It’s one instance where judges and winning contestants in a writing and photography contest get to indulge in special camaraderie every year. They travel together to a Southeast Asian destination as part of the prize for the major winners, with the judges from media serving as consorts, together with officers of the PMFTC, Inc. which has been sponsoring the laudable competition for nearly a decade now.
The winners of the 9th Bright Leaf Awards for Agriculture Journalism handed out last November have just enjoyed the bonus trip of four days and nights in historic Hanoi, capital of Vietnam — where it’s still winter, barely a fortnight past the start of the New Lunar Year of the Monkey.
That means thick-wear weather, averaging 14 to 17 degrees Celsius throughout the day — while marvelling at parks, lakes, lagoons and temple grounds redolent with flowering pink peach blossoms and golden kumquat highlighting potted trees with symbolic good fortune. Streetsides in Hanoi are spring-pretty with rows of pansies, asters, geraniums, marigolds and cosmos, while dark-red poinsettia are still in full bloom.
Landing at the Noi Bai International Airport past midnight last Wednesday, we managed to check in at Sofitel Metropole Hanoi in the old French Quarter in the wee hours. Reassembling for relatively late breakfast, it would be the only day — Day One — when our morning would start closer to noon, given our unearthly arrival time.
The next few days would have us gathering still sleepy-eyed for excellent French-pressed coffee and croissants for starters, then our individual choices from a variety of hearty brekky fare: not just the usual bacon, sausage, ham, smoked salmon, omelet or eggs done two-three ways, but also the Vietnamese pho or noodles and soup, two kinds of fried rice, dumplings, grilled fish, quiche Lorraine, all sorts of bread, et al.
Set on the tables are small jars of butter yet covered with paper, on which is printed: “Depuis 1901.” It doesn’t mean that the “beurre” is well over a century old and has miraculously escaped turning rancid. It’s the hotel building that’s that vintage — with art deco elements and stylish elegance permeating the entire environment.
Asking for a smoking room, we are rewarded with a first-floor (one up from the ground floor) bedroom from where one steps out into a common garden past individual balconies that feature heavy wrought-iron seats and a smoking (and writing or reading) table spelling Old World verdigris.
Colonialism certainly had its better attributes, although listening to our guide Hung Nguyen relate Hanoi’s and Ho Chi Minh’s history, one also can’t help but marvel at the can-do spirit of the Vietnamese, as manifested in their protracted battles for liberation from imperialist forces.
But for a motley group of Pinoy journalists out on a lark, historic gravitas naturally pales before the delights of touring, dining and shopping, even if the pitstops feature man’s resilience versus man’s inhumanity, and all the decades of struggle are telescoped into passing lore, or factoids that quickly give way to a continuous celebration of photo ops, selfies, duofies, groupies and Instagram squares as victors of the moment.
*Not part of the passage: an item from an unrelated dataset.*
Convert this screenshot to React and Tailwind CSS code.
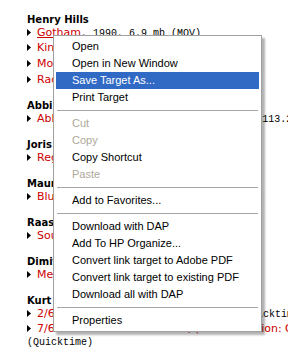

Ten of the 12 Bright Leaf awardees for 2015 are with us, most of them first-timers as Asian travelers. The two winning photographers, Frank Cimatu for Baguio Chronicle and Dave Leprozo Jr. for Manila Standard, are from Baguio, along with Hanna Lacsamana of Baguio Midland Courier, who won the award for Best Agricultural News Story, and photojournalist Mau Victa, who has won five Bright Leaf awards for photos and a journalistic feature to earn him Hall of Fame retirement from the contest as last year’s Oriental Leaf awardee.
Two other winners are from Luzon: Ian Ocampo Flora who won the Tobacco Story of the Year, which appeared in Sun Star Pampanga, and Manila Bulletin’s Rizaldy Comanda who won the Agriculture News Story of the Year.